begin Supplied information

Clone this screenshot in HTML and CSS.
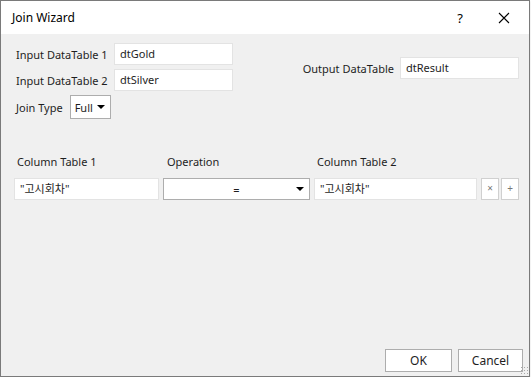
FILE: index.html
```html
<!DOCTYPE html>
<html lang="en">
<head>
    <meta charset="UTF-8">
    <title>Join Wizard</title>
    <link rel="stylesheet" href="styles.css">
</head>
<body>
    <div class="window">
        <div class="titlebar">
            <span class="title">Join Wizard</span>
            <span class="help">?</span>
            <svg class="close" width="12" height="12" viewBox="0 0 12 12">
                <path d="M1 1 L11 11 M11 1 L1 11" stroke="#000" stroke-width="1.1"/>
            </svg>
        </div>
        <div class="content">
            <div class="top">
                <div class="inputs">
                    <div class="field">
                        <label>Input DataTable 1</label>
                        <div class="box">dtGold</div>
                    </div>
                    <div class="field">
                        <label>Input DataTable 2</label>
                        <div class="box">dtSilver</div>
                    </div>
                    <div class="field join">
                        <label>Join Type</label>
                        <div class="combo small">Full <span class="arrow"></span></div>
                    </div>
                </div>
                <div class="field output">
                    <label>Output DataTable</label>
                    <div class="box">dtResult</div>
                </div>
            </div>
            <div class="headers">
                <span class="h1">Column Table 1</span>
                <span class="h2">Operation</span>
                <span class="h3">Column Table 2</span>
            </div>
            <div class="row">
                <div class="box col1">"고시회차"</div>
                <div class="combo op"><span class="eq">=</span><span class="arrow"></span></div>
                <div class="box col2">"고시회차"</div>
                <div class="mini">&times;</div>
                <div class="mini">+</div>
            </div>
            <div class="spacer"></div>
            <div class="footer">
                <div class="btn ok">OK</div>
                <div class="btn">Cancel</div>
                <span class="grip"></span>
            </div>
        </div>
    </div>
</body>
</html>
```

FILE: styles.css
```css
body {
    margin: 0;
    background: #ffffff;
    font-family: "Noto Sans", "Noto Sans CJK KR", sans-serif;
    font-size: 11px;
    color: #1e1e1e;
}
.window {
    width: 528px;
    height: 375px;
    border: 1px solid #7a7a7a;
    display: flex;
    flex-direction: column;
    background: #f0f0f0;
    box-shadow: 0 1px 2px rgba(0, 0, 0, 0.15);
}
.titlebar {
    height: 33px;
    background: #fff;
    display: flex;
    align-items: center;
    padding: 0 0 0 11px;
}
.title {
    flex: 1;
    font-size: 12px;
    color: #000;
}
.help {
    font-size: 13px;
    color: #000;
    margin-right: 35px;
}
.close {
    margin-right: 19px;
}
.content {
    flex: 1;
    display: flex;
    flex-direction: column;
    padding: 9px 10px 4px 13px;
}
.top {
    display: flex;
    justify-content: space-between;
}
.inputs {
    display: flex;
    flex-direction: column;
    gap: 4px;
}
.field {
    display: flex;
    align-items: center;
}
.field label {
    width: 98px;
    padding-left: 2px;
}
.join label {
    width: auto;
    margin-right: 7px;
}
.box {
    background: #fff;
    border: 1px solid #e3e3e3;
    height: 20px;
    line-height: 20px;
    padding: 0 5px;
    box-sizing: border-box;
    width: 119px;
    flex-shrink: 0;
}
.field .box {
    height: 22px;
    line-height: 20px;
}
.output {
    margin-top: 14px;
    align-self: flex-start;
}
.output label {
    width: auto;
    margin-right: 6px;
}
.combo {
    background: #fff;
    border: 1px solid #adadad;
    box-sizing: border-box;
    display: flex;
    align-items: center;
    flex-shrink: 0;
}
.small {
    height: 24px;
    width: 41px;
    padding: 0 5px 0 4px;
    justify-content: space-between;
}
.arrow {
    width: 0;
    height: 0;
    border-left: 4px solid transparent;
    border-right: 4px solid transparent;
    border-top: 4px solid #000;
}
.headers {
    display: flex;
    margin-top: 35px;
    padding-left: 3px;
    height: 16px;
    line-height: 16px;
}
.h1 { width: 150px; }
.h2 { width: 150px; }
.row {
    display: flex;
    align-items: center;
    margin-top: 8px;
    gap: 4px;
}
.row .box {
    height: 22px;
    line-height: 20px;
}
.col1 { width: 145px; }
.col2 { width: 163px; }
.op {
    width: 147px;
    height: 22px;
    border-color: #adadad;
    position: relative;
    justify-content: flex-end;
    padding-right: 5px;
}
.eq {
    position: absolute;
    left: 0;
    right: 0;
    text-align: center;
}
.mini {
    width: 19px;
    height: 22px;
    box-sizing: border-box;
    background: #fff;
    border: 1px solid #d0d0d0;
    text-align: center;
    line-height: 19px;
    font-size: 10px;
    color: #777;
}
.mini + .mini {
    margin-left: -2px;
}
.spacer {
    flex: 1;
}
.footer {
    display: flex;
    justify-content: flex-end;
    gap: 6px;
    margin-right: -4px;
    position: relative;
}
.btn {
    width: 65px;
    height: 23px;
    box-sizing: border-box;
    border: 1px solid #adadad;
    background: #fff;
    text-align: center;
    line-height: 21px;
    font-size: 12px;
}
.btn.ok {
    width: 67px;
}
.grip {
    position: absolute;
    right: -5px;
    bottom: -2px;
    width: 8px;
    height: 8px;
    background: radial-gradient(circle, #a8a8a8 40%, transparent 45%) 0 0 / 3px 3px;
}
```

end Supplied information

Without the pictures, copy the material exactly as given.

§ The reply
Clone this screenshot in HTML and CSS.
FILE: index.html
```html
<!DOCTYPE html>
<html lang="en">
<head>
    <meta charset="UTF-8">
    <title>Join Wizard</title>
    <link rel="stylesheet" href="styles.css">
</head>
<body>
    <div class="window">
        <div class="titlebar">
            <span class="title">Join Wizard</span>
            <span class="help">?</span>
            <svg class="close" width="12" height="12" viewBox="0 0 12 12">
                <path d="M1 1 L11 11 M11 1 L1 11" stroke="#000" stroke-width="1.1"/>
            </svg>
        </div>
        <div class="content">
            <div class="top">
                <div class="inputs">
                    <div class="field">
                        <label>Input DataTable 1</label>
                        <div class="box">dtGold</div>
                    </div>
                    <div class="field">
                        <label>Input DataTable 2</label>
                        <div class="box">dtSilver</div>
                    </div>
                    <div class="field join">
                        <label>Join Type</label>
                        <div class="combo small">Full <span class="arrow"></span></div>
                    </div>
                </div>
                <div class="field output">
                    <label>Output DataTable</label>
                    <div class="box">dtResult</div>
                </div>
            </div>
            <div class="headers">
                <span class="h1">Column Table 1</span>
                <span class="h2">Operation</span>
                <span class="h3">Column Table 2</span>
            </div>
            <div class="row">
                <div class="box col1">"고시회차"</div>
                <div class="combo op"><span class="eq">=</span><span class="arrow"></span></div>
                <div class="box col2">"고시회차"</div>
                <div class="mini">&times;</div>
                <div class="mini">+</div>
            </div>
            <div class="spacer"></div>
            <div class="footer">
                <div class="btn ok">OK</div>
                <div class="btn">Cancel</div>
                <span class="grip"></span>
            </div>
        </div>
    </div>
</body>
</html>
```

FILE: styles.css
```css
body {
    margin: 0;
    background: #ffffff;
    font-family: "Noto Sans", "Noto Sans CJK KR", sans-serif;
    font-size: 11px;
    color: #1e1e1e;
}
.window {
    width: 528px;
    height: 375px;
    border: 1px solid #7a7a7a;
    display: flex;
    flex-direction: column;
    background: #f0f0f0;
    box-shadow: 0 1px 2px rgba(0, 0, 0, 0.15);
}
.titlebar {
    height: 33px;
    background: #fff;
    display: flex;
    align-items: center;
    padding: 0 0 0 11px;
}
.title {
    flex: 1;
    font-size: 12px;
    color: #000;
}
.help {
    font-size: 13px;
    color: #000;
    margin-right: 35px;
}
.close {
    margin-right: 19px;
}
.content {
    flex: 1;
    display: flex;
    flex-direction: column;
    padding: 9px 10px 4px 13px;
}
.top {
    display: flex;
    justify-content: space-between;
}
.inputs {
    display: flex;
    flex-direction: column;
    gap: 4px;
}
.field {
    display: flex;
    align-items: center;
}
.field label {
    width: 98px;
    padding-left: 2px;
}
.join label {
    width: auto;
    margin-right: 7px;
}
.box {
    background: #fff;
    border: 1px solid #e3e3e3;
    height: 20px;
    line-height: 20px;
    padding: 0 5px;
    box-sizing: border-box;
    width: 119px;
    flex-shrink: 0;
}
.field .box {
    height: 22px;
    line-height: 20px;
}
.output {
    margin-top: 14px;
    align-self: flex-start;
}
.output label {
    width: auto;
    margin-right: 6px;
}
.combo {
    background: #fff;
    border: 1px solid #adadad;
    box-sizing: border-box;
    display: flex;
    align-items: center;
    flex-shrink: 0;
}
.small {
    height: 24px;
    width: 41px;
    padding: 0 5px 0 4px;
    justify-content: space-between;
}
.arrow {
    width: 0;
    height: 0;
    border-left: 4px solid transparent;
    border-right: 4px solid transparent;
    border-top: 4px solid #000;
}
.headers {
    display: flex;
    margin-top: 35px;
    padding-left: 3px;
    height: 16px;
    line-height: 16px;
}
.h1 { width: 150px; }
.h2 { width: 150px; }
.row {
    display: flex;
    align-items: center;
    margin-top: 8px;
    gap: 4px;
}
.row .box {
    height: 22px;
    line-height: 20px;
}
.col1 { width: 145px; }
.col2 { width: 163px; }
.op {
    width: 147px;
    height: 22px;
    border-color: #adadad;
    position: relative;
    justify-content: flex-end;
    padding-right: 5px;
}
.eq {
    position: absolute;
    left: 0;
    right: 0;
    text-align: center;
}
.mini {
    width: 19px;
    height: 22px;
    box-sizing: border-box;
    background: #fff;
    border: 1px solid #d0d0d0;
    text-align: center;
    line-height: 19px;
    font-size: 10px;
    color: #777;
}
.mini + .mini {
    margin-left: -2px;
}
.spacer {
    flex: 1;
}
.footer {
    display: flex;
    justify-content: flex-end;
    gap: 6px;
    margin-right: -4px;
    position: relative;
}
.btn {
    width: 65px;
    height: 23px;
    box-sizing: border-box;
    border: 1px solid #adadad;
    background: #fff;
    text-align: center;
    line-height: 21px;
    font-size: 12px;
}
.btn.ok {
    width: 67px;
}
.grip {
    position: absolute;
    right: -5px;
    bottom: -2px;
    width: 8px;
    height: 8px;
    background: radial-gradient(circle, #a8a8a8 40%, transparent 45%) 0 0 / 3px 3px;
}
```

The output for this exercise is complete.